Bu anlamda politikaların ufkunu düşünürken gıdaya erişim güçlüğü çekenlerle gıda üreten öznelerin aynı eksende hizalanabileceği çıkış politikaları üretebilmek gerekiyor. Bu aynı zamanda hükümetin bu alanlara dair ister ekonomik ister tarımsal politikaları olsun tümüne karşı bir hizalamayı da gerektiriyor elbette. “Çiftçiler, tarım ve üretimde yaşanan zorluklar” dediğimizde söz ettiğimiz zorluk skalasının neleri kapsadığını görebilmek, görünürleştirmek, yoksulluk ve açlığı olağanlaştırmayı da engelleyebilecek bir mücadele alanı olarak tarif etmek gerekiyor.

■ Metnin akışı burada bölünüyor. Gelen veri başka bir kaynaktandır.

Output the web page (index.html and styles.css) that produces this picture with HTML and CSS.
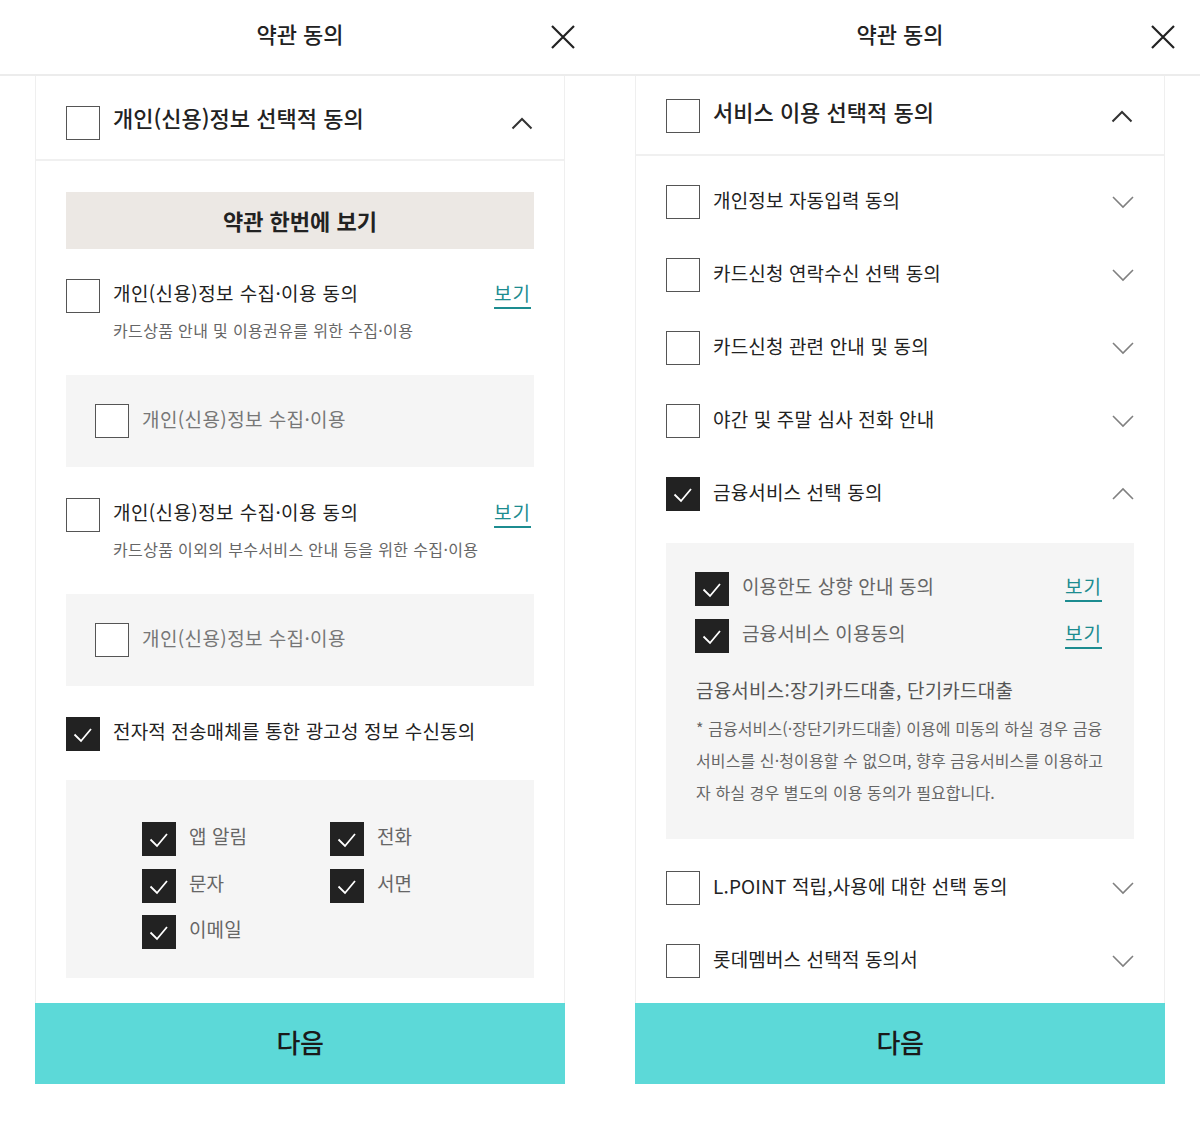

Bu açıdan SOL Parti’nin geçtiğimiz hafta yapılan Gıda Egemenliği Forumu yoksulluğun bizatihi üretme zorluğu yaşayan çiftçiler açısından nasıl deneyimlendiğini özneleri ile irdeleme fırsatı yaratması açısından değerliydi. Kır ve kent emekçilerinin sorunlarına Sakarya’dan bakan Forum’da son yirmi yıllık dönüşümün sebep ve sonuçları ile bugüne dair çıkarımlara uzanan birçok unsur irdelendi. Küçük çiftçilerin topraklarını terk ettiği, icara verdiği veya kente göç ettiği; piyasa mekanizmasının endüstriyel tohum ekmeyenleri dışladığı; girdiyi sıfıra maliyet eden üretim yöntemleri elinden alınan çiftçilerin ücretli işçilere dönüştüğü, pazar erişimlerinin kısıtlandığı gibi güncel zorluklar karşısında toprağı, tohumu, üretme ve dağıtma haklarımızı örgütlenerek alma zorunluluğu vurgulandı. Öne çıkan sorunlardan biri de eskiden tüccardan alacaklı olan üreticilerin bugün artık tarım arazilerini ipotek ettirme pahasına bankalara borçlu konuma düşmesiydi. Çiftçiler üretimi, tarım arazilerini bankalara rehin vererek sürdürebilir kılmış durumdalar. Üreticilerin üretime yabancılaştırılması koşuluyla tesis edilen ve adeta toplumun sefaletinden beslenen bu gıda rejiminin son bulması gerektiğini paylaşmayan yok.

***

Aslında 17 Nisan’ın çiftçi mücadeleleri günü olarak anılmasına sebep olan olay da benzer bir duruma karşı çıkışla ilgiliydi. 1996’da Topraksız Kır İşçileri Hareketi’nin (MST) 19 köylüsünün Brezilya’da yerel toprak sahiplerinden atıl arazilerin kamulaştırılmasını talep etmek için düzenlenen barışçıl bir eylem sırasında katledilişini anma ve mücadeleyi sahiplenme günü aynı zamanda. Köylülerin bu çerçevede bir dönüşüm talep eden tarım reformu mücadelesi, bugün de dünyanın her yerinde güncelliğini ve aciliyetini koruyor. Forum bu anlamda toprağa demokratik erişimi, toprağı ekmenin, gıdanın demokratik üretim ve dağıtımını tesisini amaçlayan bir programın bugün yoksulluğun ve açlığın çözümünde önemli bir mücadele alanı olduğunun ifadesi oldu.